Le génie créateur surtout a besoin, de temps en temps, d’une telle solitude forcée, afin de mesurer, de la profondeur du désespoir, des lointains de l’exil, l’horizon et l’étendue de sa véritable mission. Les messages les plus importants de l’humanité sont venus de l’exil ; les créateurs des grandes religions, Moïse, le Christ, Mahomet, Bouddha, tous ont été obligés de pénétrer d’abord dans le silence du désert, loin des hommes, avant de pouvoir faire entendre une parole décisive. La cécité de Milton, la surdité de Beethoven, la geôle de Dostoïevsky, le cachot de Cervantès, le séjour forcé de Luther à la Wartbourg, l’exil de Dante et le bannissement volontaire de Nietzsche au milieu des zones glacées de l’Engadine, tout cela ne fut qu’une exigence secrète de leur propre génie, opposée au désir superficiel de l’être humain.
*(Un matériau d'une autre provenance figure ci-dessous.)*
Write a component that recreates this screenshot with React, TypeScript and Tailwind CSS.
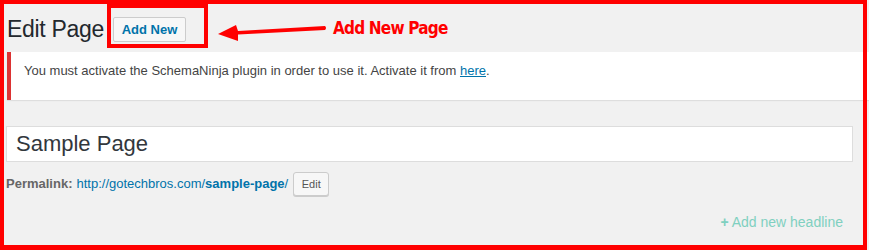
import * as React from "react";

function App() {
  return (
    <div className="relative h-[250px] w-[869px] overflow-hidden bg-[#f1f1f1] font-['Liberation_Sans',Arial,sans-serif] text-[13px] text-[#444]">
      {/* Heading row */}
      <div className="flex h-[52px] items-start pl-[7px] pt-[14px]">
        <h1 className="text-[23px] leading-[30px] tracking-[-0.3px] text-[#23282d]">Edit Page</h1>
        <button className="ml-[9px] mt-[3px] h-[25px] w-[73px] rounded-[2px] border border-[#ccc] bg-[#f7f7f7] text-[13px] font-bold text-[#0073aa]">
          Add New
        </button>
      </div>

      {/* Notice */}
      <div className="ml-[7px] h-[48px] border-l-4 border-[#dc3232] bg-white pl-[13px] pt-[9px] shadow-[0_1px_1px_rgba(0,0,0,0.08)]">
        <p className="leading-[19.5px]">
          You must activate the SchemaNinja plugin in order to use it. Activate it from{" "}
          <a href="#" className="text-[#0073aa] underline">
            here
          </a>
          .
        </p>
      </div>

      {/* Title */}
      <div className="ml-[6px] mt-[26px] flex h-[36px] w-[847px] items-center border border-[#ddd] bg-white pl-[9px]">
        <span className="text-[22px] leading-none text-[#32373c]">Sample Page</span>
      </div>

      {/* Permalink */}
      <div className="mt-[10px] flex items-center pl-[6px]">
        <strong className="text-[#666]">Permalink:</strong>
        <a href="#" className="ml-[4px] text-[#0073aa]">
          http://gotechbros.com/<span className="font-bold">sample-page</span>/
        </a>
        <button className="ml-[5px] h-[24px] w-[36px] rounded-[3px] border border-[#ccc] bg-[#f7f7f7] text-[11px] text-[#555] shadow-[0_1px_0_#ccc]">
          Edit
        </button>
      </div>

      {/* Add headline */}
      <div className="mt-[16px] flex justify-end pr-[26px]">
        <span className="text-[14px] text-[#7fd0c0]">
          <span className="font-bold">+</span> Add new headline
        </span>
      </div>

      {/* Annotation overlay */}
      <div className="pointer-events-none absolute left-0 top-0 h-[250px] w-[867px] border-4 border-b-[5px] border-[#ff0000]" />
      <div className="pointer-events-none absolute left-[107px] top-[4px] h-[44px] w-[101px] border-4 border-[#ff0000]" />
      <svg className="pointer-events-none absolute left-[214px] top-[20px]" width="116" height="26" viewBox="0 0 116 26">
        <path d="M4 14 L22 5 L24 11 L111 6 Q113 8 111 10 L24 14.5 L24 21 Z" fill="#ff0000" />
      </svg>
      <span className="pointer-events-none absolute left-[333px] top-[16px] font-['DejaVu_Sans_Condensed',sans-serif] text-[17px] font-bold tracking-[-0.8px] text-[#ff0000]">
        Add New Page
      </span>
    </div>
  );
}

export default App;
Or, même dans le monde politique, lequel est plus bas et plus terrestre, une retraite momentanée procure à l’homme d’État une nouvelle finesse de perception, un meilleur moyen de réfléchir et de calculer le jeu des forces en présence. Par conséquent, il ne peut rien arriver de plus heureux à une carrière d’homme politique qu’une interruption momentanée, car celui qui ne voit le monde que du haut d’une nuée impériale, du sommet d’une tour d’ivoire et du faîte de la puissance, ne connaît que le sourire des inférieurs et leur empressement dangereux : celui qui tient toujours les poids dans ses mains oublie sa véritable importance. Rien n’affaiblit plus l’artiste, le capitaine, l’homme d’action que la vue continuelle de nécessités conformes à sa volonté et à son désir ; ce n’est que par l’échec que l’artiste prend un contact direct avec son œuvre ; ce n’est que par la défaite que le capitaine apprend ses fautes, comme ce n’est que par la disgrâce que l’homme d’État acquiert la véritable clairvoyance politique. Une richesse constante rend efféminé, des applaudissements continus engourdissent l’esprit ; seule l’interruption donne au rythme se déroulant à vide un nouveau ressort et une élasticité créatrice. Seul le malheur procure une vision large et profonde des réalités de ce monde.